2. Maquin had heard rumors of Soviet activity in Adrar des Iforas section in remote Sixth Region near Algerian border. There were natural air strips in that area that could be used, although the logistic problems would be enormous. Area is barren rock and desert populated sparsely by nomadic tribesmen.

3. Soviets were also providing equipment and training in armor and artillery, but the tanks were World War II relics—about 30 T–34’s. Maquin said he had not heard of any T–62 model tanks in Mali. Maquin had counted six additional T–34’s delivered to Mali via Guinea in late 1976.

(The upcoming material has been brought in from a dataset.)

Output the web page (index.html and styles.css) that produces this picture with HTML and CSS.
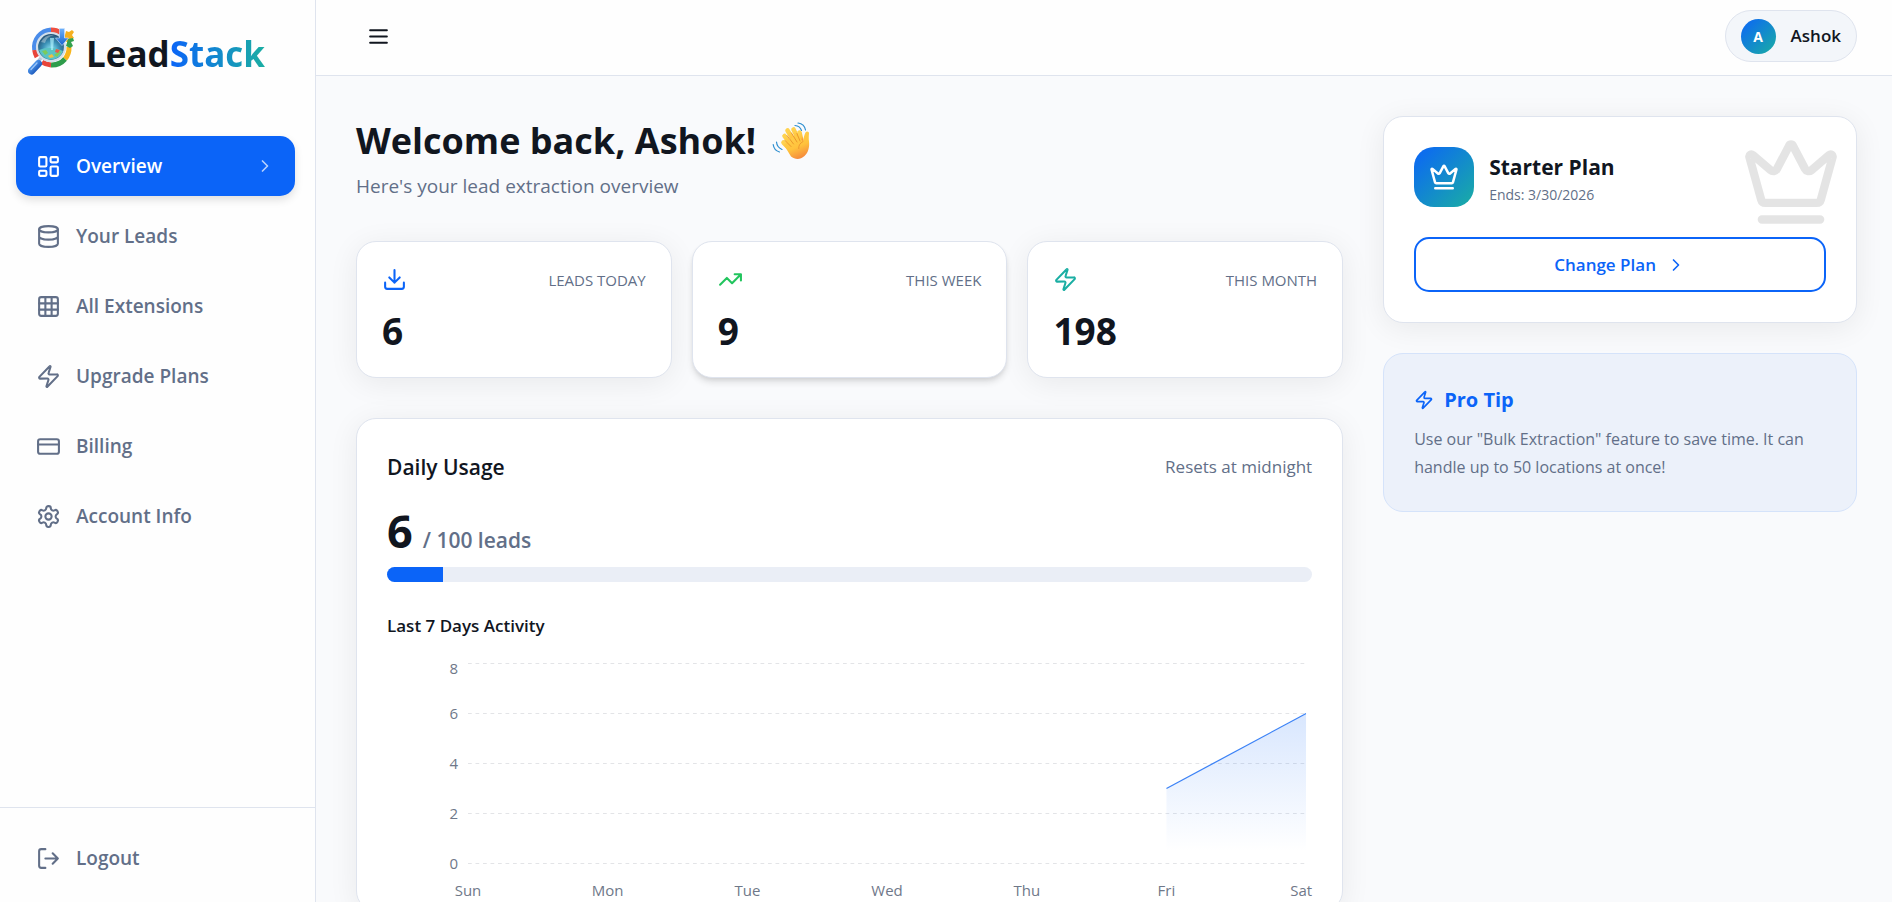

4. Maquin noted that Malians had, by Sahelian standards, a respectable military force. Even the old tanks represented impressive firepower against other African countries. Yet, said Maquin, the Malians lacked the logistic facilities to go much beyond their own borders. Senegal and Ivory Coast would only have to cut the railroad and the roads leading to Mali and Malian Armed Forces would be cut off. Perhaps in the far distant future Soviet logistic support—from the north—might be enough to carry Mali against its coastal neighbors, but that was farfetched. Maquin doubted that the Malians had any territorial designs on their neighbors.

Byrne
  1. Source: Carter Library, National Security Affairs, Staff Material, Defense/Security, Box 18, Africa. Confidential. Sent for information to Abidjan, Conakry, Dakar for the Defense Attaché, Moscow, Ouagadougou, and Paris.
  2. An unknown hand bracketed this sentence and the previous one in the right margin and underlined “80 Malians now training in Soviet Union.”